**Dataset excerpt:**
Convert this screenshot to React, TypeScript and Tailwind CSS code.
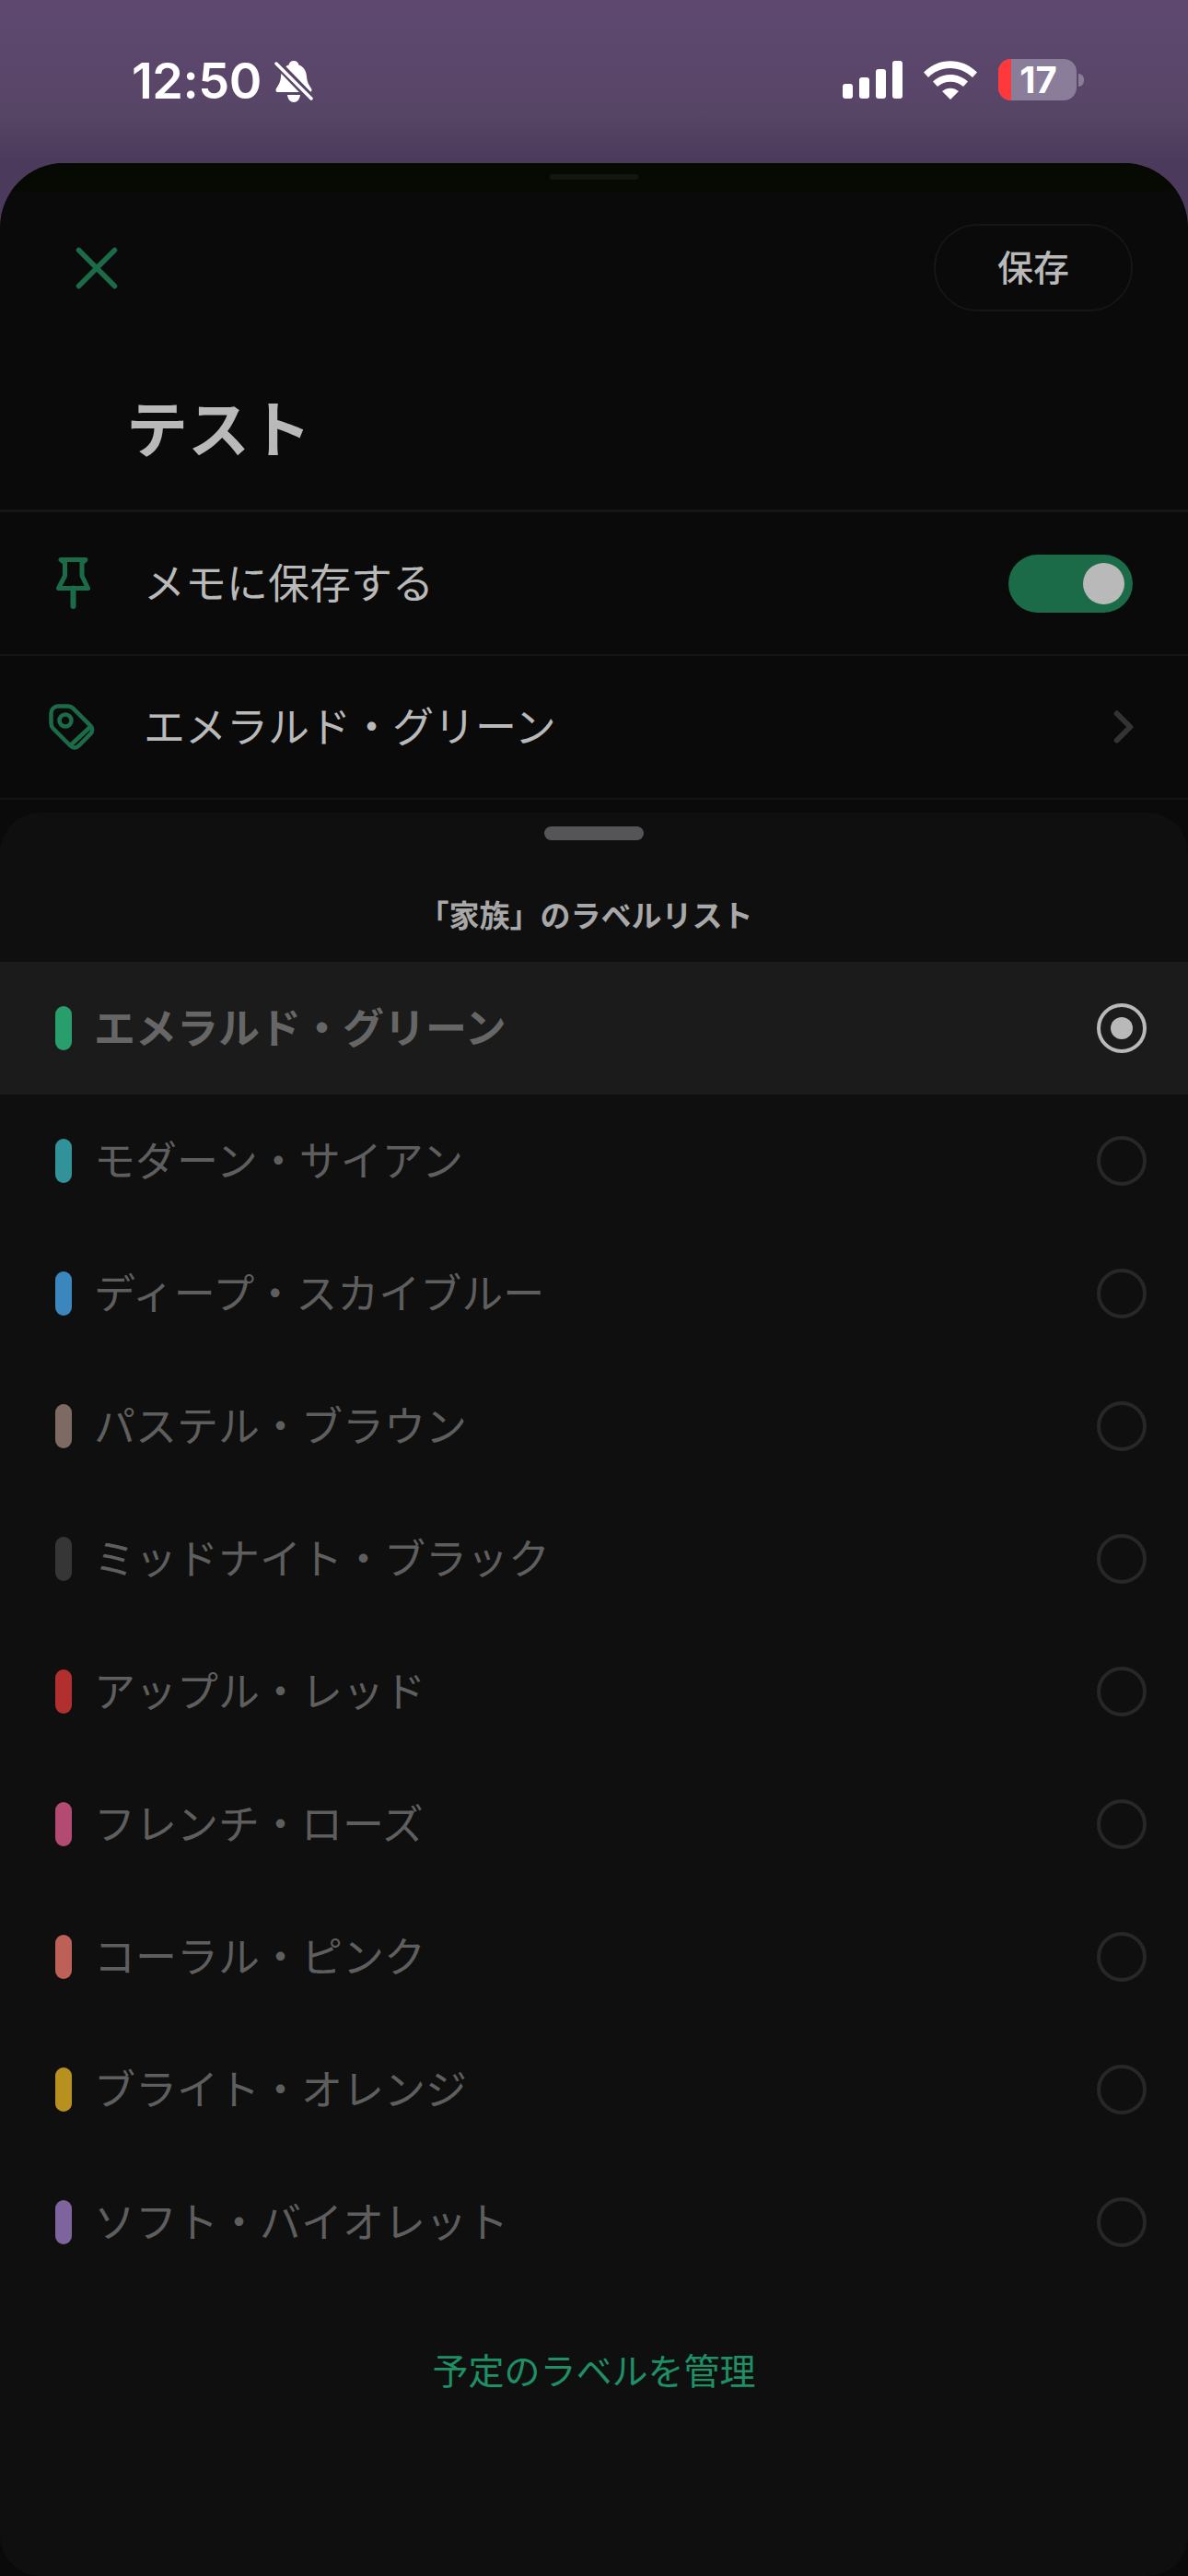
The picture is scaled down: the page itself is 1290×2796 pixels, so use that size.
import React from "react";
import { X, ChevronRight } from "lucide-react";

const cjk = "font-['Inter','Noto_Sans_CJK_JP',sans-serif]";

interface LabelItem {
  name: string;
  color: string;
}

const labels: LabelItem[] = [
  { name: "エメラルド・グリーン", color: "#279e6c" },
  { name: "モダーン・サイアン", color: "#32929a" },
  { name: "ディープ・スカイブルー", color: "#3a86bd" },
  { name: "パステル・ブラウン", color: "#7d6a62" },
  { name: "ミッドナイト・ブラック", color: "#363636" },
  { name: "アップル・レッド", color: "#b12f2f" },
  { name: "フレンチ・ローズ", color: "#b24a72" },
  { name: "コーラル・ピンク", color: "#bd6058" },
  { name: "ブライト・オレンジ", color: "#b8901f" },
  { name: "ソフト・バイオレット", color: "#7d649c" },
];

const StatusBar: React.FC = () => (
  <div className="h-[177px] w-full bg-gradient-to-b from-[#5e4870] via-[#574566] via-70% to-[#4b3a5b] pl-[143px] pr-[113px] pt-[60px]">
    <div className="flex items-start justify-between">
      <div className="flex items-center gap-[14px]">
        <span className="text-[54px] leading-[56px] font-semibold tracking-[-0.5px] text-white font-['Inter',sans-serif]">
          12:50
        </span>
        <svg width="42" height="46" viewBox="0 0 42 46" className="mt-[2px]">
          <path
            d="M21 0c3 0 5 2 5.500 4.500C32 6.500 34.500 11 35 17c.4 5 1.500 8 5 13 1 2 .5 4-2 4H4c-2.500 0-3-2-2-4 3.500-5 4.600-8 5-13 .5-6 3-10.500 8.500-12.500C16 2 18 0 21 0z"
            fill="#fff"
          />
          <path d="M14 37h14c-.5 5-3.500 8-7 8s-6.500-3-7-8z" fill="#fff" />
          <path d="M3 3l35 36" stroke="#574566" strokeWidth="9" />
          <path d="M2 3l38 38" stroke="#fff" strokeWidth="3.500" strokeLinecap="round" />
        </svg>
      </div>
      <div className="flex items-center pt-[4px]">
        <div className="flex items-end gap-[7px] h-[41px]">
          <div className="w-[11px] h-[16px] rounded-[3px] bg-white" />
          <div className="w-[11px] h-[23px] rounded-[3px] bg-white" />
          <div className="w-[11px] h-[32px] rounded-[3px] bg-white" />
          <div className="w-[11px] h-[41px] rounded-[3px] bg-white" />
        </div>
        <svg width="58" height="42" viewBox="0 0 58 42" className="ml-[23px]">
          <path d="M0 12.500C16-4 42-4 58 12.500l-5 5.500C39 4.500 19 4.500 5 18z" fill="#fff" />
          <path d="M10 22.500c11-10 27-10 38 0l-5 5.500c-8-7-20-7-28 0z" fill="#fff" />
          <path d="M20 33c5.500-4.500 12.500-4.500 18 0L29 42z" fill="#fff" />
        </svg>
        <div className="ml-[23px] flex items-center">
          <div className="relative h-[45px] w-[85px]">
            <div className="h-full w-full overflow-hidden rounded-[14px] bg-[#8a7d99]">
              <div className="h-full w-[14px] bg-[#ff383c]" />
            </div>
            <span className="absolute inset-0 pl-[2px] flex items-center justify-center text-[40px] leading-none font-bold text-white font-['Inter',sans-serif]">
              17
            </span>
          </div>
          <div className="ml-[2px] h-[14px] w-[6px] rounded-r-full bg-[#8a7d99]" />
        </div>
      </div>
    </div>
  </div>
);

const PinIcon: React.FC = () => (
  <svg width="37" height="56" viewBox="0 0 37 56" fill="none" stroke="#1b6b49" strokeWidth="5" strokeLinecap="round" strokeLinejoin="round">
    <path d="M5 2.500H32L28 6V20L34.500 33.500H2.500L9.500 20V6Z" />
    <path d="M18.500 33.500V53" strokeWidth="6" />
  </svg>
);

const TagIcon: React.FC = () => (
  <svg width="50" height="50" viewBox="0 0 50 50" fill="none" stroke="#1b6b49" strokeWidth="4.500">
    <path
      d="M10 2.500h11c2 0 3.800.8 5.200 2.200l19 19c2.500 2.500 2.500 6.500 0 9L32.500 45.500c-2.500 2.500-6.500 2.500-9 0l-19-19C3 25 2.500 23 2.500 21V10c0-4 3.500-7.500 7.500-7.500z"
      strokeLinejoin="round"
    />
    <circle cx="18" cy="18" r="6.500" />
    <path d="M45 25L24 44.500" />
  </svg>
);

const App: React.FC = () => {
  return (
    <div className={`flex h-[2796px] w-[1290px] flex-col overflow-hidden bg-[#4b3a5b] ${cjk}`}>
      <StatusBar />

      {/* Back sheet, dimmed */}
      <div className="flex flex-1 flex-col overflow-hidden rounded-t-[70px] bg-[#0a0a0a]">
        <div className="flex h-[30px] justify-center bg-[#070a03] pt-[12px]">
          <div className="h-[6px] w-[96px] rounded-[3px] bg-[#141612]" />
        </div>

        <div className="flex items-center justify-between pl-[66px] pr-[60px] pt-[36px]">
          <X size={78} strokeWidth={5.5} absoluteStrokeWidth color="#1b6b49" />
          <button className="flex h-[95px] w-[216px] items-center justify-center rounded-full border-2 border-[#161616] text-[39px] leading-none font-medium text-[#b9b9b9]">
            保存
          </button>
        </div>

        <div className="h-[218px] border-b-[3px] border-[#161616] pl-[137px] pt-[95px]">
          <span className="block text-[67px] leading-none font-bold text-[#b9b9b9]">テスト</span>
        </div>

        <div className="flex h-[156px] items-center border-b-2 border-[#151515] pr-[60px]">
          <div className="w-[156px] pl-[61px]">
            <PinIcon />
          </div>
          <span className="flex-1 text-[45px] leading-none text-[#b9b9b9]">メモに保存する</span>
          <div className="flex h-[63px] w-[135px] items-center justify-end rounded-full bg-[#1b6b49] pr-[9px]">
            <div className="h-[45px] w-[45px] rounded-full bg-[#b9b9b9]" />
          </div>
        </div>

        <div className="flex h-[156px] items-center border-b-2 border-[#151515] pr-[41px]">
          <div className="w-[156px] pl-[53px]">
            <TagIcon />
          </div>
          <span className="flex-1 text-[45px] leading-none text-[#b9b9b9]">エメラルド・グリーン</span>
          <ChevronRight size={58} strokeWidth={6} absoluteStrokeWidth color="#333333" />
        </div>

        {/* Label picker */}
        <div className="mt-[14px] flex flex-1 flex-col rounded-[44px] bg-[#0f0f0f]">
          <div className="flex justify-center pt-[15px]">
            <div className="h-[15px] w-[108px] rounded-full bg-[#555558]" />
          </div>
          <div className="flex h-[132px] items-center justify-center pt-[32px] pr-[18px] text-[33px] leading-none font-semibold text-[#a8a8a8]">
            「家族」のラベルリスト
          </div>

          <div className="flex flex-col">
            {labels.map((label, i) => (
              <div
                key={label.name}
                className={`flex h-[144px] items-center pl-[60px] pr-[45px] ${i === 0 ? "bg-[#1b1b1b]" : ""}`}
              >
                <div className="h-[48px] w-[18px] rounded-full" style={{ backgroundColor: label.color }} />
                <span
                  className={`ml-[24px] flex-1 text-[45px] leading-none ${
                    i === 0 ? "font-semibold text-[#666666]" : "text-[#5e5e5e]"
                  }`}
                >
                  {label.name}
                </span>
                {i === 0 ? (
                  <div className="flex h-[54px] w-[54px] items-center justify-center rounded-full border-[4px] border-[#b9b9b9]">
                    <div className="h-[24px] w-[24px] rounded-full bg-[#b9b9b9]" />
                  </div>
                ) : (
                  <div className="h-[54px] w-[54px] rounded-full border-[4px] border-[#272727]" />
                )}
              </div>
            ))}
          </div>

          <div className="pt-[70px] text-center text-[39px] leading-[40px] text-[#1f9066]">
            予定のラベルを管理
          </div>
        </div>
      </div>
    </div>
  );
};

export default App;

**Written task:** Pull out each line holding the string "size".

**Result of this task:**
The picture is scaled down: the page itself is 1290×2796 pixels, so use that size.
          <X size={78} strokeWidth={5.5} absoluteStrokeWidth color="#1b6b49" />
          <ChevronRight size={58} strokeWidth={6} absoluteStrokeWidth color="#333333" />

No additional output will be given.